Books of the Month, Conversations, Volume 9

Endangered Gospel – Book of the Month Conversation – Part 5

[easyazon_image align=”left” height=”333″ identifier=”149829166X” locale=”US” src=”https://englewoodreview.org/wp-content/uploads/2016/11/41k48pRilfL.jpg” tag=”douloschristo-20″ width=”222″]Our Book of the Month for November/December is…

Endangered Gospel: How Fixing the World is Killing the Church
By John Nugent

Paperback: Cascade Books, 2016.
Buy now: [ Amazon ] [ Kindle ]

We will be reading through the book this month, and posting discussion questions as we go. We hope you will read along with us, and share your thoughts and questions. (Or, even better, get a group of people at your church to read through the book together!)

NOTE: Our read-along of this book will likely go through the end of December…

Previous Parts of this Conversation:
[ Part 1 ] [ Part 2 ] [ Part 3 ]  [ Part 4 ]

 

Part 5:
Chapters 14-16

Here are some quotes and questions, please use the comments below to share your own thoughts and questions.

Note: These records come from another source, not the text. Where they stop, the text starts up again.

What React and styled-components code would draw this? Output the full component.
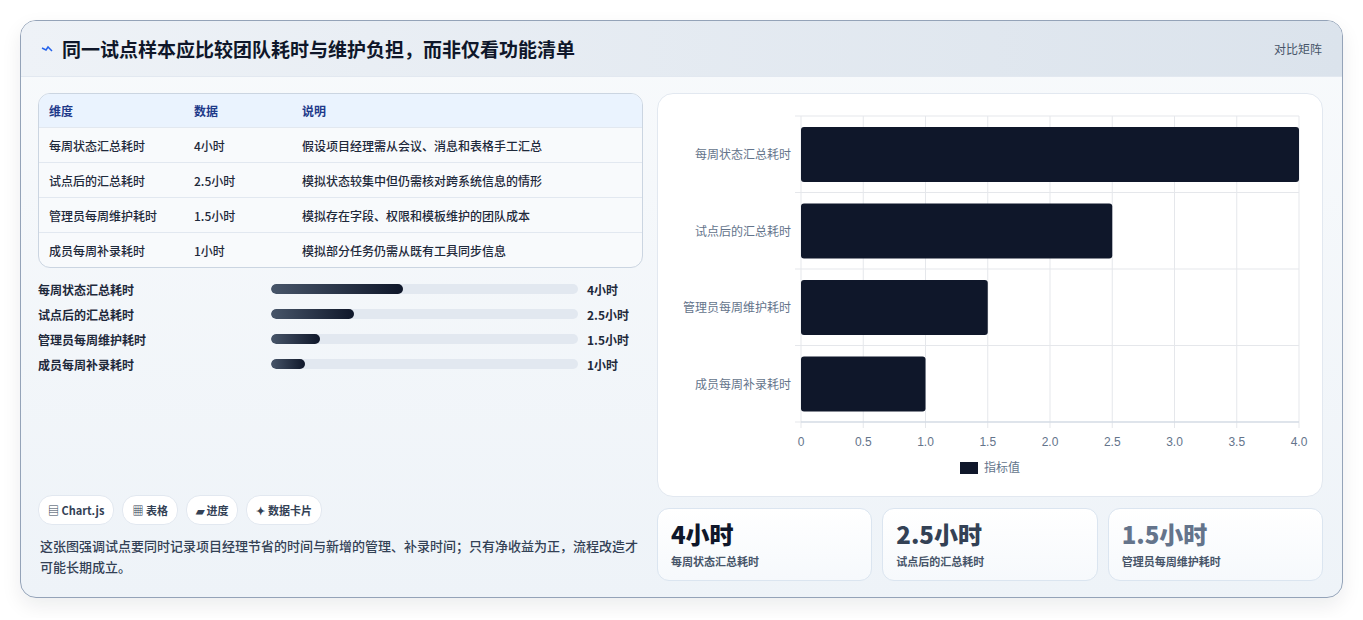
import React from "react";
import styled, { createGlobalStyle } from "styled-components";

const G = createGlobalStyle`
  html,body{margin:0;padding:0;background:#fff;}
  body{font-family:"Noto Sans CJK SC","Noto Sans",sans-serif;color:#0f172a;}
`;
const Page = styled.div`padding:20px 20px 20px 20px;`;
const Card = styled.div`
  border:1px solid #94a3b8;border-radius:16px;overflow:hidden;
  background:linear-gradient(180deg,#f8fafc,#eef3f8);
  box-shadow:0 8px 20px rgba(15,23,42,.08);height:578px;box-sizing:border-box;
  display:flex;flex-direction:column;
`;
const Header = styled.div`
  height:55px;flex:none;display:flex;align-items:center;justify-content:space-between;
  padding:0 20px;background:linear-gradient(90deg,#eef2f7,#dbe3ec);border-bottom:1px solid #e2e8f0;
`;
const Title = styled.h1`margin:0;font-size:19px;font-weight:700;color:#0f172a;display:flex;align-items:center;gap:9px;`;
const Tag = styled.span`font-size:12px;color:#475569;`;
const Body = styled.div`flex:1;display:grid;grid-template-columns:605px 666px;gap:14px;padding:16px 18px 18px 17px;`;
const Left = styled.div`display:flex;flex-direction:column;`;
const Table = styled.div`border:1px solid #cbd5e1;border-radius:12px;overflow:hidden;background:#f8fafc;`;
const Row = styled.div`
  display:grid;grid-template-columns:145px 108px 1fr;padding:0 10px;align-items:center;
  height:${p=>p.$head?33:34}px;font-size:12px;font-weight:${p=>p.$head?700:500};
  color:${p=>p.$head?"#1e3a8a":"#1e293b"};background:${p=>p.$head?"#eaf3fe":"transparent"};
  border-top:${p=>p.$head?"none":"1px solid #e2e8f0"};
`;
const Bars = styled.div`display:flex;flex-direction:column;gap:7px;margin-top:12px;`;
const BarRow = styled.div`display:grid;grid-template-columns:224px 307px 1fr;align-items:center;height:18px;font-size:12px;font-weight:600;color:#1e293b;column-gap:9px;`;
const Track = styled.div`height:10px;border-radius:5px;background:#e2e8f0;overflow:hidden;`;
const Fill = styled.div`height:100%;border-radius:5px;background:linear-gradient(90deg,#475569,#0f172a);`;
const Spacer = styled.div`flex:1;`;
const Chips = styled.div`display:flex;gap:8px;`;
const Chip = styled.span`
  height:28px;padding:0 9px;border-radius:14px;background:#fff;border:1px solid #e2e8f0;
  display:inline-flex;align-items:center;gap:4px;font-size:11px;font-weight:700;color:#334155;
`;
const Para = styled.p`margin:10px 0 4px 2px;font-size:13px;line-height:21px;color:#334155;font-weight:500;`;
const Right = styled.div`display:flex;flex-direction:column;gap:11px;`;
const ChartBox = styled.div`height:404px;background:#fff;border:1px solid #e2e8f0;border-radius:16px;box-sizing:border-box;`;
const Stats = styled.div`display:grid;grid-template-columns:repeat(3,1fr);gap:10px;`;
const Stat = styled.div`
  height:73px;box-sizing:border-box;border:1px solid #dbe5f0;border-radius:12px;
  background:linear-gradient(180deg,#fff,#f6f9fc);padding:9px 13px;
`;
const StatV = styled.div`font-size:24px;font-weight:800;line-height:32px;color:${p=>p.$c};`;
const StatL = styled.div`font-size:11px;font-weight:600;color:#475569;margin-top:3px;`;

const data = [
  ["每周状态汇总耗时", 4, "4小时", "假设项目经理需从会议、消息和表格手工汇总"],
  ["试点后的汇总耗时", 2.5, "2.5小时", "模拟状态较集中但仍需核对跨系统信息的情形"],
  ["管理员每周维护耗时", 1.5, "1.5小时", "模拟存在字段、权限和模板维护的团队成本"],
  ["成员每周补录耗时", 1, "1小时", "模拟部分任务仍需从既有工具同步信息"],
];
const pct = [43, 27, 16, 11];

function Chart() {
  const x0 = 143, w = 498, y0 = 22, h = 306, band = h / 4;
  const ticks = [0, 0.5, 1, 1.5, 2, 2.5, 3, 3.5, 4];
  return (
    <svg width="664" height="402" style={{display:"block"}}>
      {ticks.map((t,i)=>(
        <g key={i}>
          <line x1={x0+t/4*w} x2={x0+t/4*w} y1={y0} y2={y0+h+6} stroke="#e5e7eb"/>
          <text x={x0+t/4*w} y={y0+h+24} textAnchor="middle" fontSize="12" fill="#64748b" fontFamily="Liberation Sans,sans-serif">{t===0?"0":t.toFixed(1)}</text>
        </g>
      ))}
      {[0,1,2,3,4].map(i=><line key={i} x1={x0-6} x2={x0+w} y1={y0+i*band} y2={y0+i*band} stroke="#e5e7eb"/>)}
      <line x1={x0} x2={x0+w} y1={y0+h} y2={y0+h} stroke="#cbd5e1"/>
      {data.map((d,i)=>(
        <g key={i}>
          <rect x={x0} y={y0+i*band+11} width={d[1]/4*w} height={55} rx="3" fill="#0f172a"/>
          <text x={x0-10} y={y0+i*band+band/2+5} textAnchor="end" fontSize="12" fill="#64748b" fontFamily="Noto Sans CJK SC,sans-serif">{d[0]}</text>
        </g>
      ))}
      <rect x="302" y="368" width="18" height="12" fill="#0f172a"/>
      <text x="326" y="378" fontSize="12" fill="#64748b" fontFamily="Noto Sans CJK SC,sans-serif">指标值</text>
    </svg>
  );
}

export default function App() {
  return (
    <Page>
      <G/>
      <Card>
        <Header>
          <Title>
            <svg width="12" height="8" viewBox="0 0 12 8"><path d="M1 3 L5 5 L7 2 L11 6" stroke="#2563eb" strokeWidth="1.5" fill="none"/></svg>
            同一试点样本应比较团队耗时与维护负担，而非仅看功能清单
          </Title>
          <Tag>对比矩阵</Tag>
        </Header>
        <Body>
          <Left>
            <Table>
              <Row $head><span>维度</span><span>数据</span><span>说明</span></Row>
              {data.map(d=><Row key={d[0]}><span>{d[0]}</span><span>{d[2]}</span><span>{d[3]}</span></Row>)}
            </Table>
            <Bars>
              {data.map((d,i)=>(
                <BarRow key={d[0]}><span>{d[0]}</span><Track><Fill style={{width:pct[i]+"%"}}/></Track><span>{d[2]}</span></BarRow>
              ))}
            </Bars>
            <Spacer/>
            <Chips>
              <Chip>▤ Chart.js</Chip><Chip>▦ 表格</Chip><Chip>▰ 进度</Chip><Chip>✦ 数据卡片</Chip>
            </Chips>
            <Para>这张图强调试点要同时记录项目经理节省的时间与新增的管理、补录时间；只有净收益为正，流程改造才可能长期成立。</Para>
          </Left>
          <Right>
            <ChartBox><Chart/></ChartBox>
            <Stats>
              <Stat><StatV $c="#0f172a">4小时</StatV><StatL>每周状态汇总耗时</StatL></Stat>
              <Stat><StatV $c="#334155">2.5小时</StatV><StatL>试点后的汇总耗时</StatL></Stat>
              <Stat><StatV $c="#64748b">1.5小时</StatV><StatL>管理员每周维护耗时</StatL></Stat>
            </Stats>
          </Right>
        </Body>
      </Card>
    </Page>
  );
}
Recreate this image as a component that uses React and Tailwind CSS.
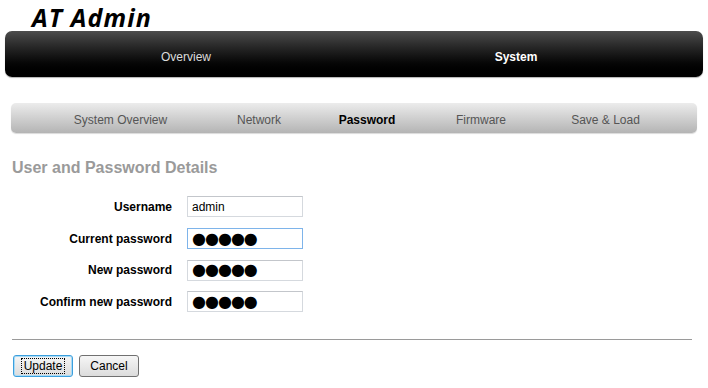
import React from "react";

const Field = ({ label, children }) => (
  <div className="flex items-center h-[31.7px]">
    <div className="w-[172px] text-right font-bold text-[12px] text-black pr-0">{label}</div>
    <div className="ml-[15px]">{children}</div>
  </div>
);

const Dots = ({ focused }) => (
  <div
    className={`w-[116px] h-[21px] border bg-white flex items-center pl-[4px] overflow-hidden ${
      focused ? "border-[#7eb4ea]" : "border-[#d5d9de] border-t-[#c3c6cb]"
    }`}
  >
    <span className="text-[16px] leading-none text-black tracking-[-1px]" style={{ fontFamily: '"DejaVu Sans", sans-serif' }}>
      ●●●●●
    </span>
  </div>
);

export default function App() {
  return (
    <div className="w-[708px] h-[388px] bg-white overflow-hidden" style={{ fontFamily: '"Liberation Sans", Arial, sans-serif' }}>
      <div className="h-[31px] pl-[32px] pr-[8px]">
        <div
          className="text-[25px] font-bold italic leading-[34px] text-black tracking-[1.1px] pr-[4px]"
          style={{ fontFamily: '"Open Sans", sans-serif' }}
        >
          AT Admin
        </div>
      </div>
      <div className="mx-[5px] h-[46px] rounded-[7px] bg-gradient-to-b from-[#4d4d4d] to-[#000000] flex items-center pt-[6px] px-[16px] shadow-[0_1px_1px_rgba(0,0,0,0.3)]">
        <div className="flex-1 text-center text-[12px] text-[#dcdcdc]">Overview</div>
        <div className="flex-1 text-center text-[12px] font-bold text-white pr-[6px]">System</div>
      </div>
      <div className="mx-[11px] mt-[26px] h-[30px] rounded-[5px] bg-gradient-to-b from-[#ececec] to-[#b4b4b4] flex items-center pt-[3px] pl-[29px] shadow-[0_1px_1px_rgba(0,0,0,0.15)]">
        <div className="w-[161px] text-center text-[12px] text-[#555]">System Overview</div>
        <div className="w-[116px] text-center text-[12px] text-[#555]">Network</div>
        <div className="w-[100px] text-center text-[12px] font-bold text-black">Password</div>
        <div className="w-[128px] text-center text-[12px] text-[#555]">Firmware</div>
        <div className="w-[121px] text-center text-[12px] text-[#555]">Save &amp; Load</div>
      </div>
      <div className="ml-[12px] mt-[25px] text-[16px] font-bold text-[#9a9a9a] leading-[20px]">
        User and Password Details
      </div>
      <div className="mt-[13px] flex flex-col">
        <Field label="Username">
          <div className="w-[116px] h-[21px] border border-[#d5d9de] border-t-[#c3c6cb] bg-white flex items-center pl-[4px] text-[12px] text-black">
            admin
          </div>
        </Field>
        <Field label="Current password">
          <Dots focused />
        </Field>
        <Field label="New password">
          <Dots />
        </Field>
        <Field label="Confirm new password">
          <Dots />
        </Field>
      </div>
      <div className="ml-[12px] mr-[16px] mt-[21px] h-px bg-[#9a9a9a]" />
      <div className="flex gap-[6px] ml-[13px] mt-[15px]">
        <button className="w-[60px] h-[22px] rounded-[3px] border border-[#3c9fdd] bg-gradient-to-b from-[#f6f6f6] to-[#dcdcdc] text-[12px] text-black flex items-center justify-center shadow-[inset_0_0_0_1px_#a9dbf6]">
          <span className="border border-dotted border-black px-[2px] leading-[14px]">Update</span>
        </button>
        <button className="w-[60px] h-[22px] rounded-[3px] border border-[#707070] bg-gradient-to-b from-[#f6f6f6] to-[#dcdcdc] text-[12px] text-black flex items-center justify-center">
          Cancel
        </button>
      </div>
    </div>
  );
}
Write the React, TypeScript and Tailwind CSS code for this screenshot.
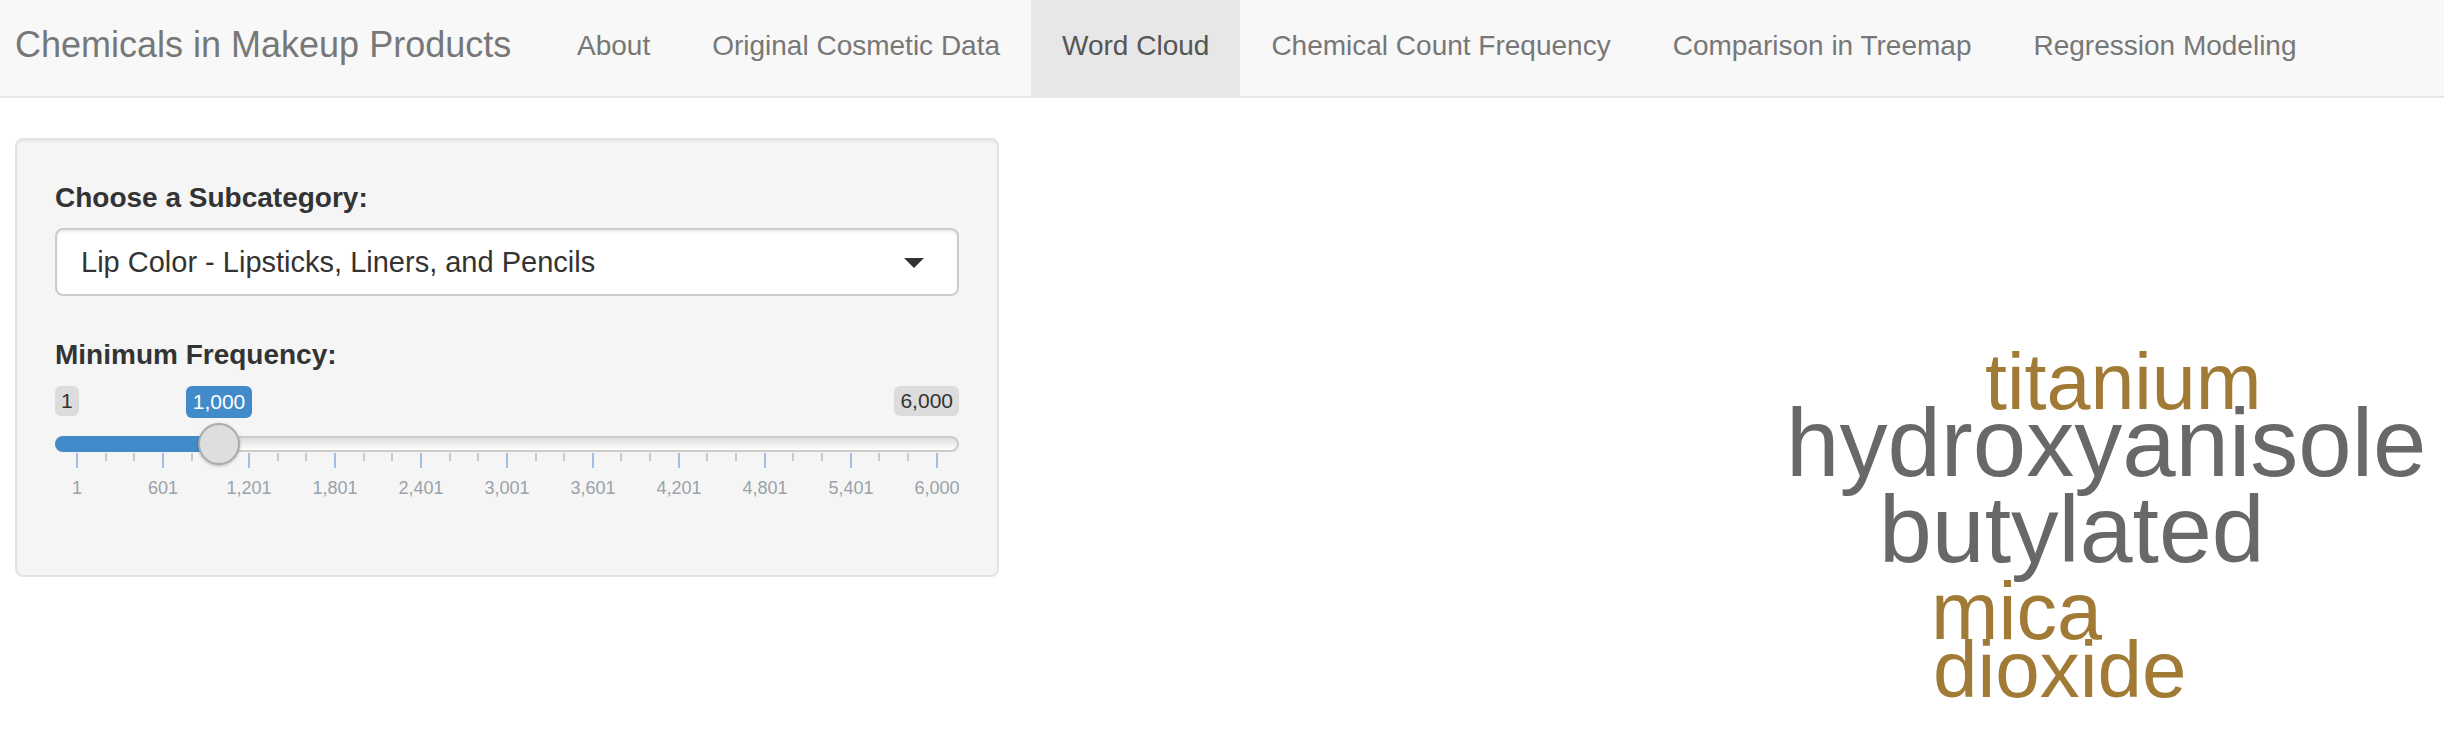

Chapter 14: The Better Place in Action

“The church bears the direction of world history because it worships the Lord of world history. The church does not pave the way for the world’s future; Christ is the way and he has already established its future. The church walks in this way and points others to it. Following Israel, we receive God’s calling as a gift. But the church has no reason to be proud of its status; it is entirely God’s accomplishment at work in us.” (119-120)

“To the world, greatness means power over others. To Jesus, greatness means faithful service in the greatest kingdom. But God’s people do not bring that kingdom. We are no different from Israel in that regard. Jesus brought God’s kingdom when barely anyone was paying attention. A group of Jews called Zealots were already trying to take the kingdom from Rome by force. A group of Jewish rulers called Sadducees were already trying to gain influence within the Roman establishment by infiltrating its power centers and making tactical alliances.
Jesus came and simply announced it: the kingdom had come. God was doing it. Believe it! Receive it! It’s good news for the meek, poor, hungry, and persecuted. It’s good news for those who have no power to do anything. Such powerlessness perfectly positions them to humbly receive everything.”  (120-121)

Do you agree with the distinction that Nugent makes about the world’s notion of greatness and Jesus’s notion? Discuss with your group what greatness would look like in your church context.

 
To keep in mind as we read the remaining chapters:
“In this final section, Part Three, I explore several practical areas that are impacted by the church’s calling to be the better place rather than make this world a better place. I frequently attend to the biblical story, paying special attention to what Jesus and the apostles taught about the kingdom. This practice keeps us grounded in the biblical space and yields much fruit. It also helps us test what we’ve been thinking about. Does my argument mesh with what the New Testament teaches about other topics? Does the framework I’m proposing make better sense of the biblical story than the frameworks I’m arguing against?”   (122)
 
 

Chapter 15: Discipleship

“God has assigned his people an indispensable place at the center of his plan. God seems to have chosen us precisely because we are weak and wayward without him. In him we are strong, and in his strength we boldly proclaim the new creation he has begun with us. It is not humility to act as if this were not so. It is hubris. It presumes that we know better than God.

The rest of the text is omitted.